El mayor grupo de obras maestras entre los conciertos

La banda sonora de aquel filme se basaba en la versión grabada por Geza Anda de la pieza, que cosechó nuevos adeptos. Más próximo ya a nuestro tiempo, Ida, un filme seguramente superior del realizador polaco Pawel Pawlikowski, ha empleado también como parte sustancial de la columna sonora de su metraje otro modelo de lo que Girdlestone consideraba la auténtica voz del dolor del compositor, la siciliana del «K. 488».

Compatriota del cultivado escritor, el crítico Neville Cardus creía sobre esta pieza que «si algunos de nosotros tuviera que morir para luego despertar oyéndolo sabríamos de inmediato que habíamos llegado al lugar indicado».
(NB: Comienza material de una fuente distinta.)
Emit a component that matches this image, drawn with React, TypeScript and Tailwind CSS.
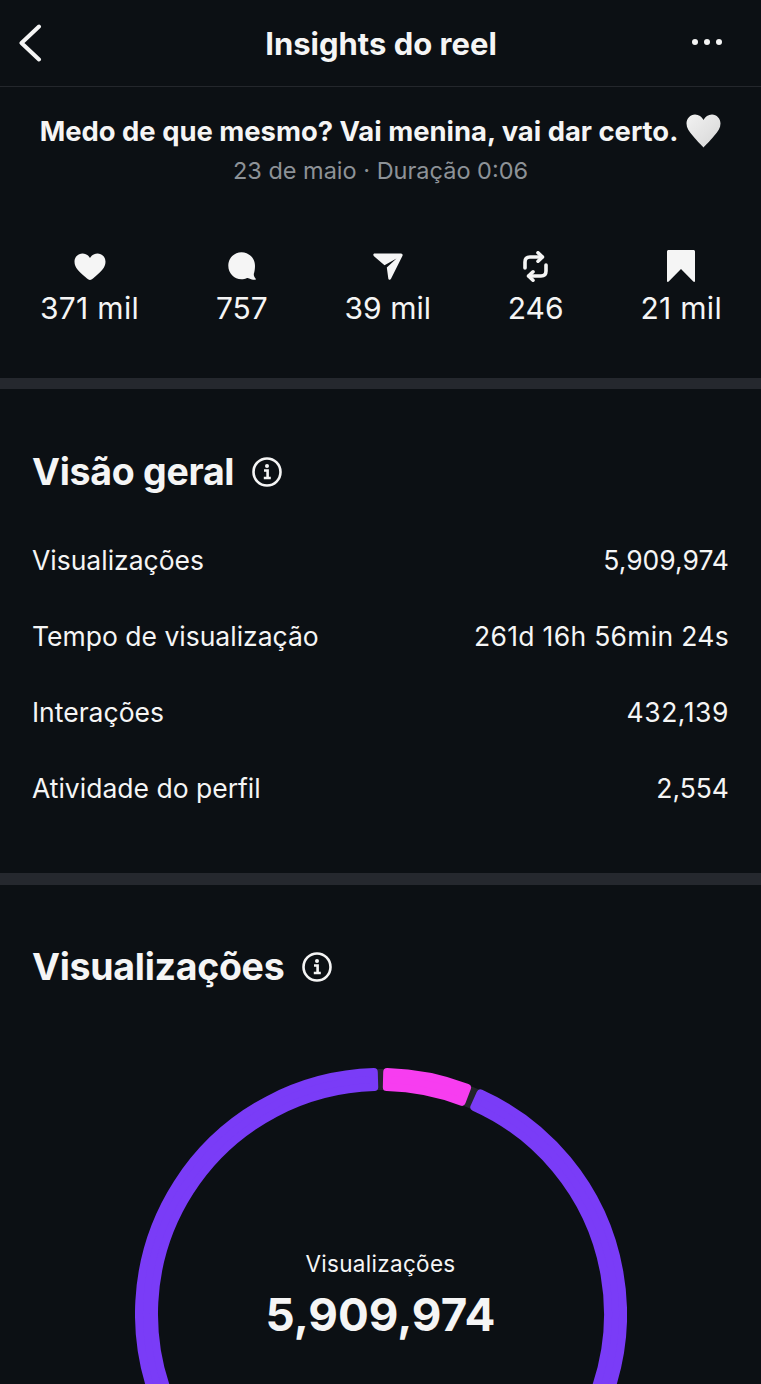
// Insights do reel screen
import type { ReactNode } from "react";

const RING = { cx: 246, cy: 246, outer: 246, inner: 223 };

// arc band with slightly rounded ends: filled path plus a same-colour round-join stroke
function bandPath(fromDeg: number, toDeg: number) {
  const pad = 4;
  const ro = RING.outer - pad;
  const ri = RING.inner + pad;
  const point = (r: number, deg: number) => {
    const a = (deg * Math.PI) / 180;
    return `${(RING.cx + r * Math.sin(a)).toFixed(2)} ${(RING.cy - r * Math.cos(a)).toFixed(2)}`;
  };
  const large = toDeg - fromDeg > 180 ? 1 : 0;
  return `M${point(ro, fromDeg)} A${ro} ${ro} 0 ${large} 1 ${point(ro, toDeg)} L${point(ri, toDeg)} A${ri} ${ri} 0 ${large} 0 ${point(ri, fromDeg)} Z`;
}

// the 1s run wider in the original font, hence the per-row tracking
const overview = [
  { label: "Visualizações", value: "5,909,974", tracking: "" },
  { label: "Tempo de visualização", value: "261d 16h 56min 24s", tracking: "tracking-[0.3px]" },
  { label: "Interações", value: "432,139", tracking: "tracking-[0.55px]" },
  { label: "Atividade do perfil", value: "2,554", tracking: "" },
];

const stats: { icon: ReactNode; value: string; tracking: string }[] = [
  {
    value: "371 mil",
    tracking: "tracking-[0.3px]",
    icon: (
      <svg width="32" height="27" viewBox="0 0 32 27" fill="#f5f5f5">
        <path d="M16 27C14.8 27 13.6 26 11 23.8 5.5 19.200 0.500 15 0.500 8.800 0.500 3.800 4.200 0.500 8.500 0.500 11.700 0.500 14.500 2.200 16 5 17.500 2.200 20.300 0.500 23.500 0.500 27.800 0.500 31.500 3.800 31.500 8.800 31.500 15 26.500 19.200 21 23.800 18.400 26 17.200 27 16 27Z" />
      </svg>
    ),
  },
  {
    value: "757",
    tracking: "",
    icon: (
      <svg width="28" height="28" viewBox="0 0 28 28" fill="#f5f5f5">
        <path d="M13.500 0.300C6.100 0.300 0.300 6.200 0.300 13.700 0.300 21.200 6.100 27.300 13.500 27.300 15.400 27.300 17 27 18.500 26.200 19.500 25.700 20.200 25.900 21.200 26.500 23 27.500 25.500 28 27.300 27.800 28 27.700 28 27 27.500 26.500 26.400 25.300 25.700 23.700 25.800 22 26.500 20 27 16.500 27 13.700 27 6.200 20.900 0.300 13.500 0.300Z" />
      </svg>
    ),
  },
  {
    value: "39 mil",
    tracking: "",
    icon: (
      <svg width="30" height="27" viewBox="0 0 30 27" fill="#f5f5f5">
        <path d="M1.500 0.500H28C29.300 0.500 30 1.700 29.500 2.800L18 25.800C17.300 27.200 15.500 26.900 15.300 25.400L13.800 14.500 23.500 5.500 11.500 12.300 1 3.200C-0.200 2.200 0.300 0.500 1.500 0.500Z" />
      </svg>
    ),
  },
  {
    value: "246",
    tracking: "",
    icon: (
      <svg width="25" height="31" viewBox="0 0 25 31" fill="none" stroke="#f5f5f5" strokeWidth="3.600" strokeLinecap="round" strokeLinejoin="round">
        <path d="M2 17V11Q2 6 7 6H19" />
        <path d="M15 1.800L19.500 6 15 10.200" />
        <path d="M23 14V20Q23 25 18 25H6" />
        <path d="M10 20.800L5.500 25 10 29.200" />
      </svg>
    ),
  },
  {
    value: "21 mil",
    tracking: "tracking-[0.3px]",
    icon: (
      <svg width="28" height="32" viewBox="0 0 28 32" fill="#f5f5f5">
        <path d="M1.500 0H26.500C27.300 0 28 0.700 28 1.500V31C28 32 27 32.200 26.300 31.500L14 19 1.700 31.500C1 32.200 0 32 0 31V1.500C0 0.700 0.700 0 1.500 0Z" />
      </svg>
    ),
  },
];

function InfoIcon() {
  return (
    <svg width="30" height="30" viewBox="0 0 30 30" fill="none">
      <circle cx="15" cy="15" r="13.500" stroke="#f5f5f5" strokeWidth="2.600" />
      <circle cx="15" cy="9" r="2" fill="#f5f5f5" />
      <path d="M12 13.500H15.600V20.800M11.800 21H18.800" stroke="#f5f5f5" strokeWidth="2.600" />
    </svg>
  );
}

function SectionTitle({ children }: { children: ReactNode }) {
  return (
    <div className="flex items-center gap-[18px]">
      <h2 className="text-[37.500px] leading-[46px] font-bold tracking-[-0.3px] text-[#f5f5f5]">{children}</h2>
      <InfoIcon />
    </div>
  );
}

export default function App() {
  return (
    <div
      className="h-[1384px] w-[761px] overflow-hidden bg-[#0c1014] text-[#f5f5f5]"
      style={{ fontFamily: "Inter, 'Liberation Sans', sans-serif" }}
    >
      {/* HEADER */}
      <header className="grid h-[87px] grid-cols-[1fr_auto_1fr] items-center border-b border-[#24272c] pl-[18px] pr-[39px]">
        <svg width="24" height="38" viewBox="0 0 24 38" fill="none" className="mb-[1px]">
          <path d="M21 2.500L3.500 19 21 35.500" stroke="#f5f5f5" strokeWidth="4" strokeLinecap="round" strokeLinejoin="round" />
        </svg>
        <h1 className="translate-x-[11px] text-[31px] font-bold leading-none">Insights do reel</h1>
        <svg width="30" height="6" viewBox="0 0 30 6" fill="#f5f5f5" className="mb-[2px] justify-self-end">
          <circle cx="3" cy="3" r="3" />
          <circle cx="15" cy="3" r="3" />
          <circle cx="27" cy="3" r="3" />
        </svg>
      </header>

      {/* CAPTION */}
      <div className="flex flex-col items-center pt-[25px]">
        <div className="flex items-center gap-[8px]">
          <p className="text-[27.400px] font-bold leading-[38px]">Medo de que mesmo? Vai menina, vai dar certo.</p>
          <svg width="35" height="34" viewBox="0 0 35 34">
            <defs>
              <linearGradient id="emojiHeart" x1="0" y1="0" x2="1" y2="1">
                <stop offset="0" stopColor="#f2f2f2" />
                <stop offset="1" stopColor="#d6d6d6" />
              </linearGradient>
            </defs>
            <path fill="url(#emojiHeart)" d="M17.500 33.500C15.500 31 11.500 27.500 7 22 3 17.500 0.500 14 0.500 9.500 0.500 4.500 4.300 0.500 9 0.500 12.800 0.500 15.800 2.700 17.500 6 19.200 2.700 22.200 0.500 26 0.500 30.700 0.500 34.500 4.500 34.500 9.500 34.500 14 32 17.500 28 22 23.500 27.500 19.500 31 17.500 33.500Z" />
          </svg>
        </div>
        <p className="mt-[6px] text-[23.500px] leading-[30px] text-[#8d9297]">23 de maio · Duração 0:06</p>
      </div>

      {/* STATS */}
      <div className="flex justify-between pl-[40px] pr-[39px] pt-[64px]">
        {stats.map((stat) => (
          <div key={stat.value} className="flex flex-col items-center">
            <div className="flex h-[32px] items-center justify-center">{stat.icon}</div>
            <span className={`mt-[8px] text-[30px] leading-[36px] ${stat.tracking}`}>{stat.value}</span>
          </div>
        ))}
      </div>

      <div className="mt-[52px] h-[11px] bg-[#25282e]" />

      {/* OVERVIEW */}
      <section className="px-[32px] pt-[60px]">
        <SectionTitle>Visão geral</SectionTitle>
        <ul className="mt-[28px] flex flex-col">
          {overview.map((row) => (
            <li key={row.label} className="flex h-[76px] items-center justify-between text-[26.500px]">
              <span>{row.label}</span>
              <span className={row.tracking}>{row.value}</span>
            </li>
          ))}
        </ul>
      </section>

      <div className="mt-[46px] h-[12px] bg-[#25282e]" />

      {/* VIEWS */}
      <section className="pt-[59px]">
        <div className="px-[32px]">
          <SectionTitle>Visualizações</SectionTitle>
        </div>
        <div className="relative mx-auto mt-[78px] h-[492px] w-[492px]">
          <svg width="492" height="492" viewBox="0 0 492 492">
            <circle cx="246" cy="246" r="234.500" fill="none" stroke="#22252a" strokeWidth="21" />
            <path d={bandPath(24.280, 358.290)} fill="#7a3cf7" stroke="#7a3cf7" strokeWidth="8" strokeLinejoin="round" />
            <path d={bandPath(1.470, 20.820)} fill="#f73df0" stroke="#f73df0" strokeWidth="8" strokeLinejoin="round" />
          </svg>
          <div className="absolute inset-x-0 top-[181px] flex flex-col items-center">
            <span className="text-[22.500px] leading-[30px] tracking-[0.3px]">Visualizações</span>
            <span className="mt-[9px] text-[45.700px] font-bold leading-[54px]">5,909,974</span>
          </div>
        </div>
      </section>
    </div>
  );
}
Con su nueva comparecencia española, sir Schiff nos ha permitido ahora volver a evocar, a través de sus pulcros, briosos dedos y la exquisita sensibilidad, vigorosa y delicada, la grandeza de este conjunto de conciertos de Mozart, «el mayor grupo reunido de obras maestras entre sus semejantes», a juicio de Girdlestone.

No cabe duda de que como resultado de «la lucha entre dos fuerzas, una simple, la otra compleja», estas composiciones se sitúan en un plano de igualdad con respecto a la sonata, el cuarteto o la sinfonía. Y en su propia variedad y extensión temporal, representan probablemente el testigo más fiel de la vida artística de su creador.